⟨
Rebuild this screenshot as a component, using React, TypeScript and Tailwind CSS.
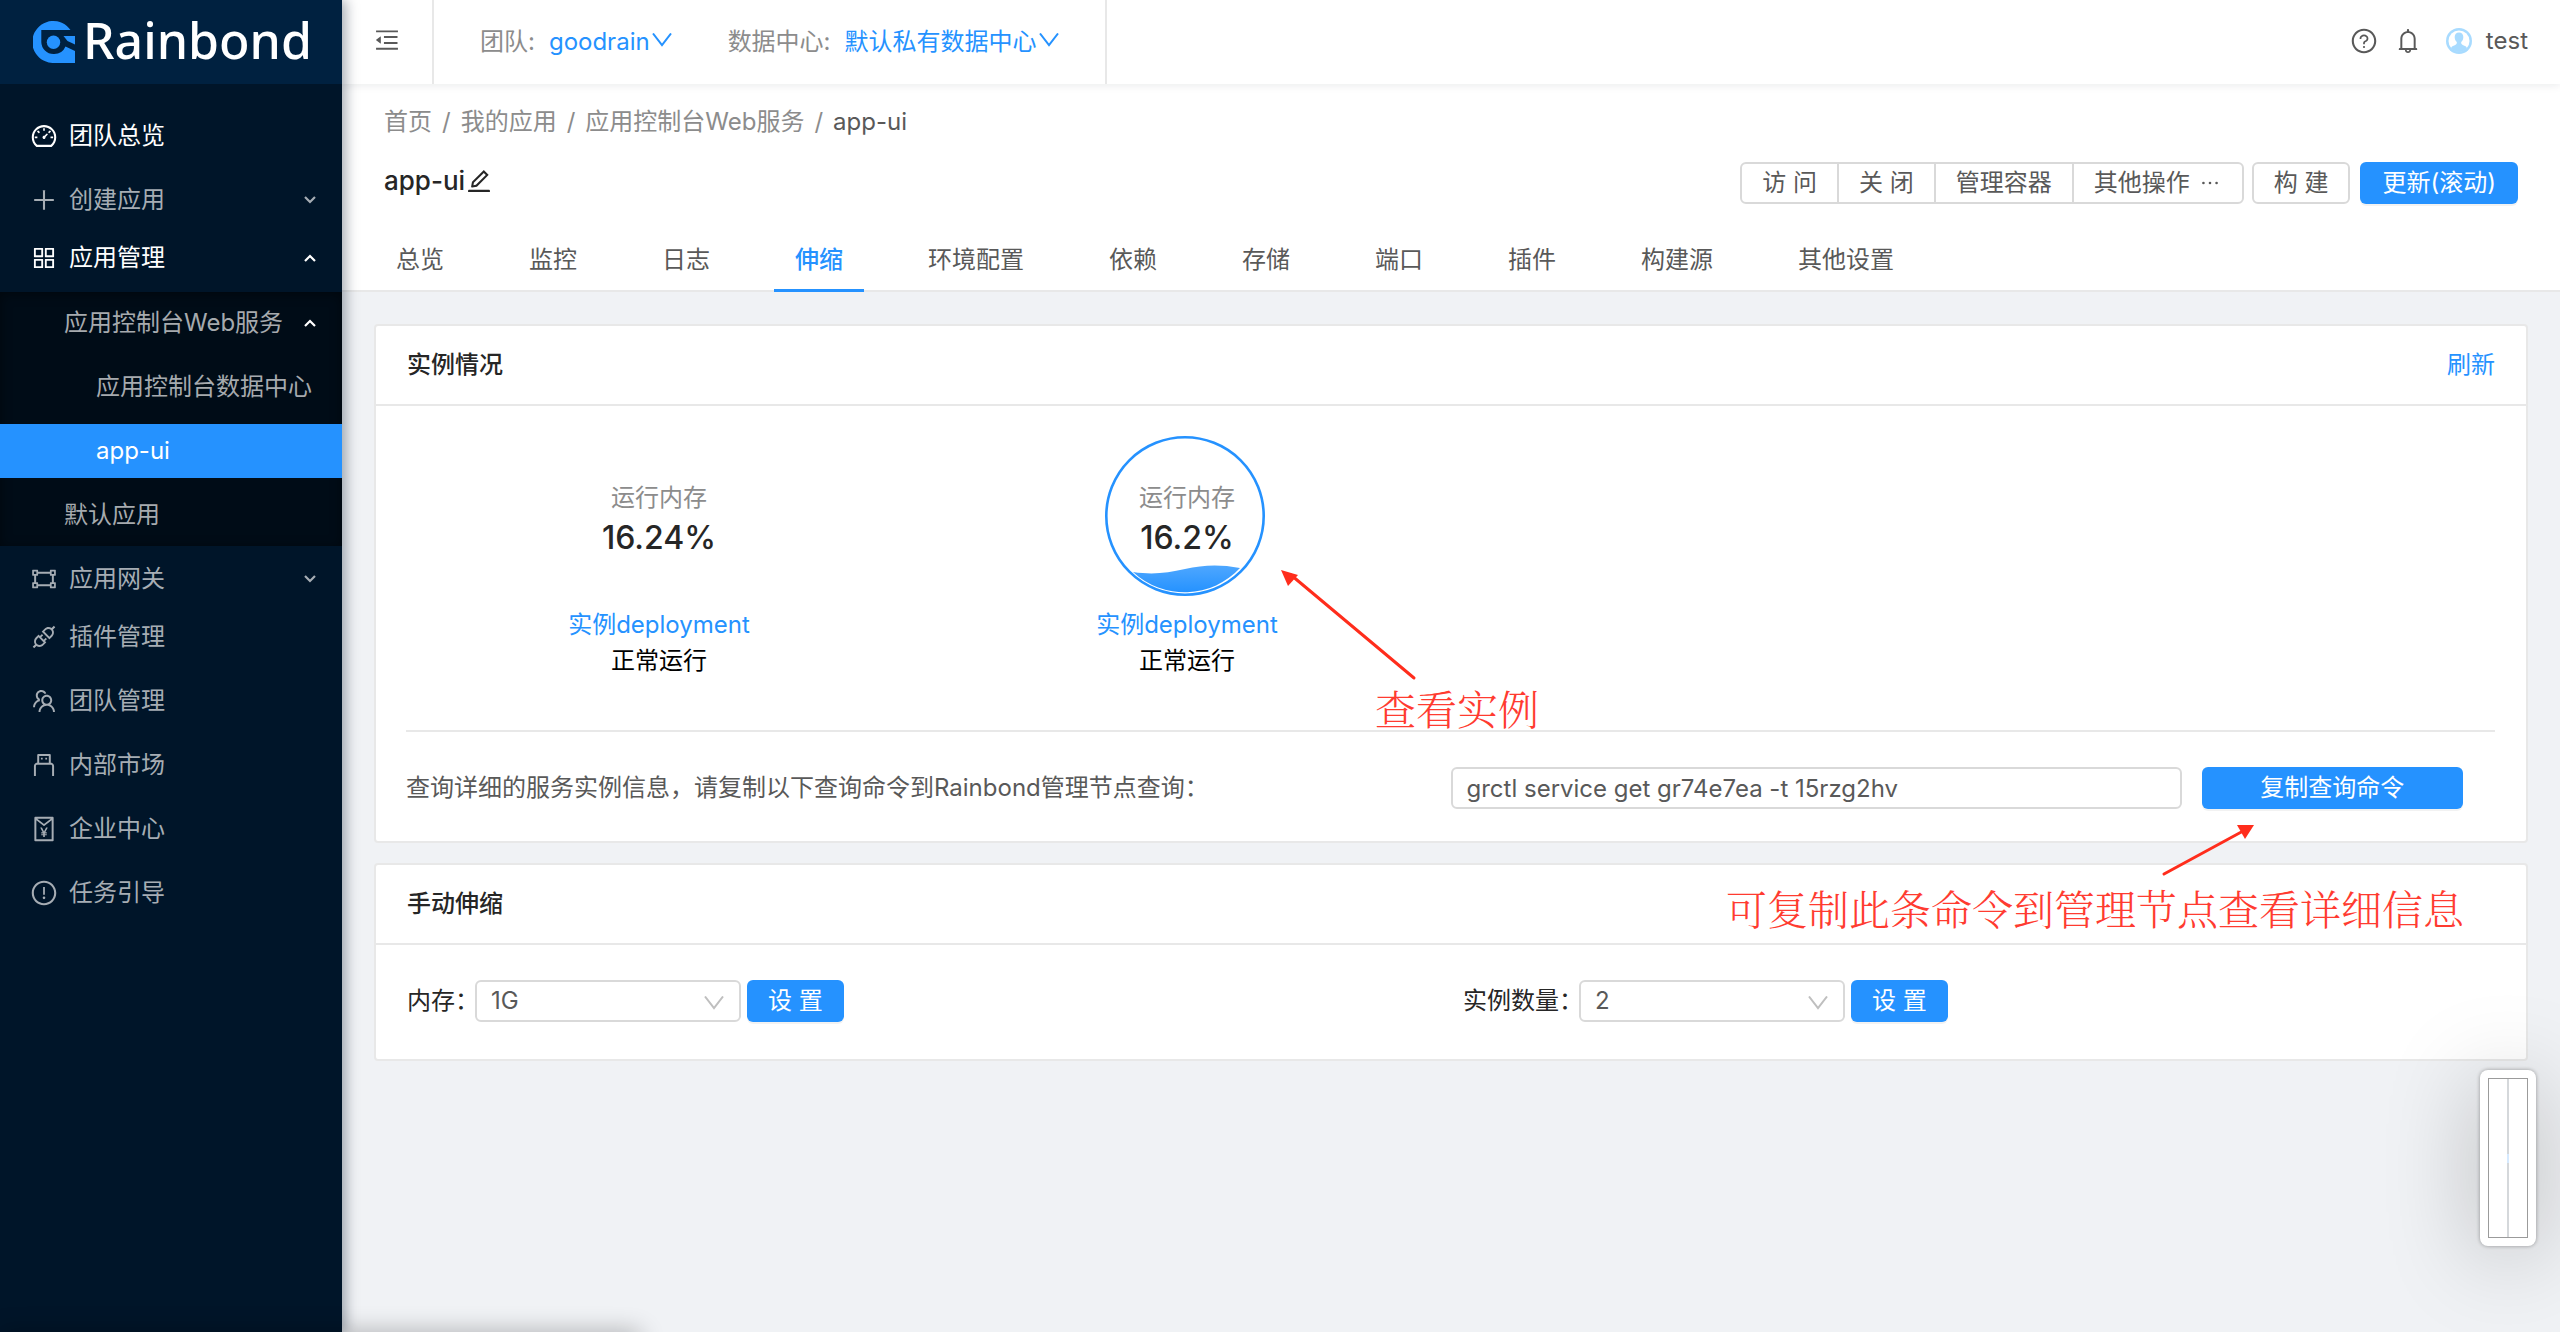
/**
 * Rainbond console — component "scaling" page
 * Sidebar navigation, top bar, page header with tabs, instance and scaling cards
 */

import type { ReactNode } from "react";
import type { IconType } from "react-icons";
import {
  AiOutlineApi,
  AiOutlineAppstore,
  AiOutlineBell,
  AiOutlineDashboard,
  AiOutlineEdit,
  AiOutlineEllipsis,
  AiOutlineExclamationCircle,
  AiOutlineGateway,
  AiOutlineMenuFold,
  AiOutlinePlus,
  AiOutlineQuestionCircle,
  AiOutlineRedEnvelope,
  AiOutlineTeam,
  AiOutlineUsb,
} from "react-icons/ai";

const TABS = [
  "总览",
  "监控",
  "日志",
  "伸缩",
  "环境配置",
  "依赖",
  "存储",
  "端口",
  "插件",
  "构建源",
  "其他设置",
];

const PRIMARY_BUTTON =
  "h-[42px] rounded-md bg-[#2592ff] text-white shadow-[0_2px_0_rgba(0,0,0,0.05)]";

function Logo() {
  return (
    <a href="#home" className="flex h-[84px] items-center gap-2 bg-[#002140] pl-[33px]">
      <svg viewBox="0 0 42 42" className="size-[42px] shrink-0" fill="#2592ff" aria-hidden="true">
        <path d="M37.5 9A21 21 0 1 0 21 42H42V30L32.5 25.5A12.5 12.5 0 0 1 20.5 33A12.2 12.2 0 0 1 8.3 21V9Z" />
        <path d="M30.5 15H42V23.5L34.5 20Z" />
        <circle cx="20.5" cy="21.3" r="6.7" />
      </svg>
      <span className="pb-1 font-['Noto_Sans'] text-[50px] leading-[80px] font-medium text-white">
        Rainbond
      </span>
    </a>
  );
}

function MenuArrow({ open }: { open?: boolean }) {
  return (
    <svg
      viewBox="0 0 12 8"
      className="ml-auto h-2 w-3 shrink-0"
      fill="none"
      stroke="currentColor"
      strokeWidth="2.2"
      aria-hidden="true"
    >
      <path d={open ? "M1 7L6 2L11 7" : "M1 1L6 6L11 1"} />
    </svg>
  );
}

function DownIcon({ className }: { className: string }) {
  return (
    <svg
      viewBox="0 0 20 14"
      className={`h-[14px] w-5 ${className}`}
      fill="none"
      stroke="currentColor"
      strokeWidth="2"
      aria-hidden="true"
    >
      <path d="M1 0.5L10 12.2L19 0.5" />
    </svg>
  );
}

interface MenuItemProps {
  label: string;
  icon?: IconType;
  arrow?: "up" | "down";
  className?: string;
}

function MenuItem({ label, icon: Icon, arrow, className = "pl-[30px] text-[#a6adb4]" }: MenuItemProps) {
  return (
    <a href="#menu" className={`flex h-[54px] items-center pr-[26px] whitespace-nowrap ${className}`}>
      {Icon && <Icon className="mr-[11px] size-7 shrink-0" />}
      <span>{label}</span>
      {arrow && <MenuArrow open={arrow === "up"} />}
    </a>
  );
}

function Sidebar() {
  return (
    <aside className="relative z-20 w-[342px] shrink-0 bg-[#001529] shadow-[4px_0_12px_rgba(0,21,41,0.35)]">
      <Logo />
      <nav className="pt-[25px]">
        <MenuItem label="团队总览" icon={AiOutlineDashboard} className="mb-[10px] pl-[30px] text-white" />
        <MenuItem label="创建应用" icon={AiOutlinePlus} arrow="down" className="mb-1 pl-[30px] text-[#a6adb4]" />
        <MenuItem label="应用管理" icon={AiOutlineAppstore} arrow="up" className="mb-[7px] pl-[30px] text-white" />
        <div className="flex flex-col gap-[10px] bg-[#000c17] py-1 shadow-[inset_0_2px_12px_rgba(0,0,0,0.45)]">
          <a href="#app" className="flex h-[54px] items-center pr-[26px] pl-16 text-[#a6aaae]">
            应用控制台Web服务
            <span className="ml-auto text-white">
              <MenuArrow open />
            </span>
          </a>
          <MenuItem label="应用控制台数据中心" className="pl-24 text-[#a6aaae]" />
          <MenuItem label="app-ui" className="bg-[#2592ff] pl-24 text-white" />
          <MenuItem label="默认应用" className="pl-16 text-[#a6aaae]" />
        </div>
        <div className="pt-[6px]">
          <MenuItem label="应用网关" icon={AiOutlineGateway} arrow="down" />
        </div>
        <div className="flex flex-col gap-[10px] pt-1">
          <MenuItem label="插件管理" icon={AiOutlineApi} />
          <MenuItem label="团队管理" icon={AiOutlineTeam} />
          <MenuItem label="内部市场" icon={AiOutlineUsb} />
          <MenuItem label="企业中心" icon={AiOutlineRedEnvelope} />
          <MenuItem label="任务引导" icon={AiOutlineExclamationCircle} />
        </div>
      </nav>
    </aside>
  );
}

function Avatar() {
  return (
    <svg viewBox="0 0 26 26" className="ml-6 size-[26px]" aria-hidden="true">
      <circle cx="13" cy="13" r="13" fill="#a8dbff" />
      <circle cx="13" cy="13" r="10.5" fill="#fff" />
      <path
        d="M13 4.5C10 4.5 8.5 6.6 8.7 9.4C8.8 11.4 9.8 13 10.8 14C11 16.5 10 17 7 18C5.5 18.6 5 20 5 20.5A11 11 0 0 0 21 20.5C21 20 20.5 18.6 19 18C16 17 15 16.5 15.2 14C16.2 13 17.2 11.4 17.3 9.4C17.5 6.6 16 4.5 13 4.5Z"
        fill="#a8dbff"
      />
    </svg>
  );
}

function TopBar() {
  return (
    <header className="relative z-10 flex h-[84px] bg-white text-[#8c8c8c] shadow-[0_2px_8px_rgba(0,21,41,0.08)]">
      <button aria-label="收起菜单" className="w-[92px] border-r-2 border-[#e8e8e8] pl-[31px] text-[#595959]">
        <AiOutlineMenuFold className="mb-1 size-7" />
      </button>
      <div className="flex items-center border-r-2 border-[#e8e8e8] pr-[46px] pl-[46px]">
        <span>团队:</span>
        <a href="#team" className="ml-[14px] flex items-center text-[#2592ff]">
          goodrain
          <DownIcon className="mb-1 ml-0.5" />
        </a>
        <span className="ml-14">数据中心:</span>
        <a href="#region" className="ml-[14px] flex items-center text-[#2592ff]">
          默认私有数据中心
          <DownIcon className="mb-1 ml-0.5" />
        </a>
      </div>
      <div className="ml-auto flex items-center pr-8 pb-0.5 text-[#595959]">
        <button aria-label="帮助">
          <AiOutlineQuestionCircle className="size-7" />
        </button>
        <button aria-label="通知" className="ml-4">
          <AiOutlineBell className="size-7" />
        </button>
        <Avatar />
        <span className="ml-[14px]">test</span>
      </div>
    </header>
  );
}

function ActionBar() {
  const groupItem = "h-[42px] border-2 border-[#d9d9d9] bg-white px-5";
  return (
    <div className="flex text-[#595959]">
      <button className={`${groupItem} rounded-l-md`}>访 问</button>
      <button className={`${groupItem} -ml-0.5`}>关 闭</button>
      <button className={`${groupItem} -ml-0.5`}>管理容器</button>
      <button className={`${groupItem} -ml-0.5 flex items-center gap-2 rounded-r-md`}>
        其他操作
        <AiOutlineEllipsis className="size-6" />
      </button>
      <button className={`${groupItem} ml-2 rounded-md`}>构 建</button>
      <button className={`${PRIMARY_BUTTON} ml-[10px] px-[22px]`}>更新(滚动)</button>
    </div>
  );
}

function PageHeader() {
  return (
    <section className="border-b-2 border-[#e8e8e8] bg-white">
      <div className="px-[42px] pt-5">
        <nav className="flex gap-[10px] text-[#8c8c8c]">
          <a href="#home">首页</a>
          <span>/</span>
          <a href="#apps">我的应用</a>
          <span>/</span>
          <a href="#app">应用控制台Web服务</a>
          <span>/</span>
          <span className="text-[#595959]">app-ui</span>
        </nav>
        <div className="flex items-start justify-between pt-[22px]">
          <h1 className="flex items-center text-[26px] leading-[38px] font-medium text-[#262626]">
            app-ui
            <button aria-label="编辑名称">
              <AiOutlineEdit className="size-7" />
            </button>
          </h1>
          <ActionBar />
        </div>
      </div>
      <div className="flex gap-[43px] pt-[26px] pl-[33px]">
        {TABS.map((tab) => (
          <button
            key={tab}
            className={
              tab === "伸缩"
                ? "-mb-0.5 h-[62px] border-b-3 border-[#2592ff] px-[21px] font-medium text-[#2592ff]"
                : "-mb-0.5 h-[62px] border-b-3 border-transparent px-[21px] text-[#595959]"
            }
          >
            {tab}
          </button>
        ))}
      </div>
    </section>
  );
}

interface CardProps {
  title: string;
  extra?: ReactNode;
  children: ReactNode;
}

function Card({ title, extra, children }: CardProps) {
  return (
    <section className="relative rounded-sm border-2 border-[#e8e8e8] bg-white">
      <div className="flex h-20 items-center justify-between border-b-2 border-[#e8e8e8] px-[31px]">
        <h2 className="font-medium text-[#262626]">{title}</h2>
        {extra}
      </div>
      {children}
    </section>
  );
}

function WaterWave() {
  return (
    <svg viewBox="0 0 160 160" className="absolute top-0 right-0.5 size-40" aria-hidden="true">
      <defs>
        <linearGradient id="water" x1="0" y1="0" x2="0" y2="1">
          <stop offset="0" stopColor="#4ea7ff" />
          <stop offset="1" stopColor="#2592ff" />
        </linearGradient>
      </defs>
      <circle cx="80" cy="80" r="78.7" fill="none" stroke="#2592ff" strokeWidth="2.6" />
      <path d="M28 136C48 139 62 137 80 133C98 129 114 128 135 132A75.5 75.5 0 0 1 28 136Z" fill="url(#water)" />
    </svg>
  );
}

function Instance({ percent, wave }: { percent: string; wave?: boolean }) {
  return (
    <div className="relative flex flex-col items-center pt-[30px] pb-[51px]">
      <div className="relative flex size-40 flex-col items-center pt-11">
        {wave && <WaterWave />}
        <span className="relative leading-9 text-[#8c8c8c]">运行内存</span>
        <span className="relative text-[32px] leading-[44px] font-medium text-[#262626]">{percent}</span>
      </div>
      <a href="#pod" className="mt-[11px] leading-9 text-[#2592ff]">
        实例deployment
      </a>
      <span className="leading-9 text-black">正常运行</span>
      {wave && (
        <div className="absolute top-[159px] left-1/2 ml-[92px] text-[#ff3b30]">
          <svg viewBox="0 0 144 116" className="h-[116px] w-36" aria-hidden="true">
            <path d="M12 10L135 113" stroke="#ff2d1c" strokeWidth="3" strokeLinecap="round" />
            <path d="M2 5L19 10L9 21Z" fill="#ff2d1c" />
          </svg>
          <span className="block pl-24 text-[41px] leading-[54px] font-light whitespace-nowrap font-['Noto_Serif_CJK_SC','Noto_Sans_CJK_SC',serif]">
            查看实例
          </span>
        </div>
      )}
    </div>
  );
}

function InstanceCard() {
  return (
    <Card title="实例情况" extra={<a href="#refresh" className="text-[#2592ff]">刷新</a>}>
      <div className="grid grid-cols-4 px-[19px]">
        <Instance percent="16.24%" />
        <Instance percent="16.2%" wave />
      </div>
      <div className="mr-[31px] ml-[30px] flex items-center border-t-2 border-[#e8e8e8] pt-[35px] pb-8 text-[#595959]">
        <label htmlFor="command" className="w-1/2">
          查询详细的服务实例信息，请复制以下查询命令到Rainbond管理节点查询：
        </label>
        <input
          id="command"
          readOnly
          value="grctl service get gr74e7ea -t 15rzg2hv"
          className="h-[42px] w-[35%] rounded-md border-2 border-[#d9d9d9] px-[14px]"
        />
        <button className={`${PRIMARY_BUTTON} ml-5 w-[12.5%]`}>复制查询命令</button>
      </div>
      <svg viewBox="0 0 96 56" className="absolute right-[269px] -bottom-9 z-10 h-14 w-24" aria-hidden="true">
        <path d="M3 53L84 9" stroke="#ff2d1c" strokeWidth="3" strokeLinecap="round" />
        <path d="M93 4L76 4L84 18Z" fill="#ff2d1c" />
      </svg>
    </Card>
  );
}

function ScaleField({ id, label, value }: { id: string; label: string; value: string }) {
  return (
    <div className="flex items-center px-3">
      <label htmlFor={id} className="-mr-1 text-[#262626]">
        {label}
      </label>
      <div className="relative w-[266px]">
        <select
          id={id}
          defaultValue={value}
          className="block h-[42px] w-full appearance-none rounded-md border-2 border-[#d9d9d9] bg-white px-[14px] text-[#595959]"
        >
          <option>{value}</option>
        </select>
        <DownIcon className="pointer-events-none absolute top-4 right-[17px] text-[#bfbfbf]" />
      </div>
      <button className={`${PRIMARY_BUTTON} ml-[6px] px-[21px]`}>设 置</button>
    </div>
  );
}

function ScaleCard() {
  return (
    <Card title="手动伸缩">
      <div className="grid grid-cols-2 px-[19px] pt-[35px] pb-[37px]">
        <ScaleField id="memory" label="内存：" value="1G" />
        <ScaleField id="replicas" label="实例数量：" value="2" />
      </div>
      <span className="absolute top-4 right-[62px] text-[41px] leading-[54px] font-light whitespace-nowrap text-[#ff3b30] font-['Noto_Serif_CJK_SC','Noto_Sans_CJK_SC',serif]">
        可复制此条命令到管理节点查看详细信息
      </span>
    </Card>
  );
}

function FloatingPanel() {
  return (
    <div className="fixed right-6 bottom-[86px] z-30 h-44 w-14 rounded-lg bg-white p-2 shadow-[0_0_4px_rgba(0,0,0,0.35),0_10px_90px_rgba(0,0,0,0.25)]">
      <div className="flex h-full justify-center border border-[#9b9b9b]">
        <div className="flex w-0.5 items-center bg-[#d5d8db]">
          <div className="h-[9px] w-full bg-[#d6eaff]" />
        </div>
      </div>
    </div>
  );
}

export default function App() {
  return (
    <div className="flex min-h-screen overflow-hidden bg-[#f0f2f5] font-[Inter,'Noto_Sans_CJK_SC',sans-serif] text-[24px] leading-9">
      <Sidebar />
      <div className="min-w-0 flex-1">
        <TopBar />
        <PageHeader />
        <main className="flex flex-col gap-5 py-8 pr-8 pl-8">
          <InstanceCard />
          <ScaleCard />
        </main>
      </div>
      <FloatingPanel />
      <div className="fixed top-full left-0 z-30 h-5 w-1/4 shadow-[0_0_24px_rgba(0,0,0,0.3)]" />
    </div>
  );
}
⟩
Given instruction
Extract each line holding the string "component".

Response
Rebuild this screenshot as a component, using React, TypeScript and Tailwind CSS.
 * Rainbond console — component "scaling" page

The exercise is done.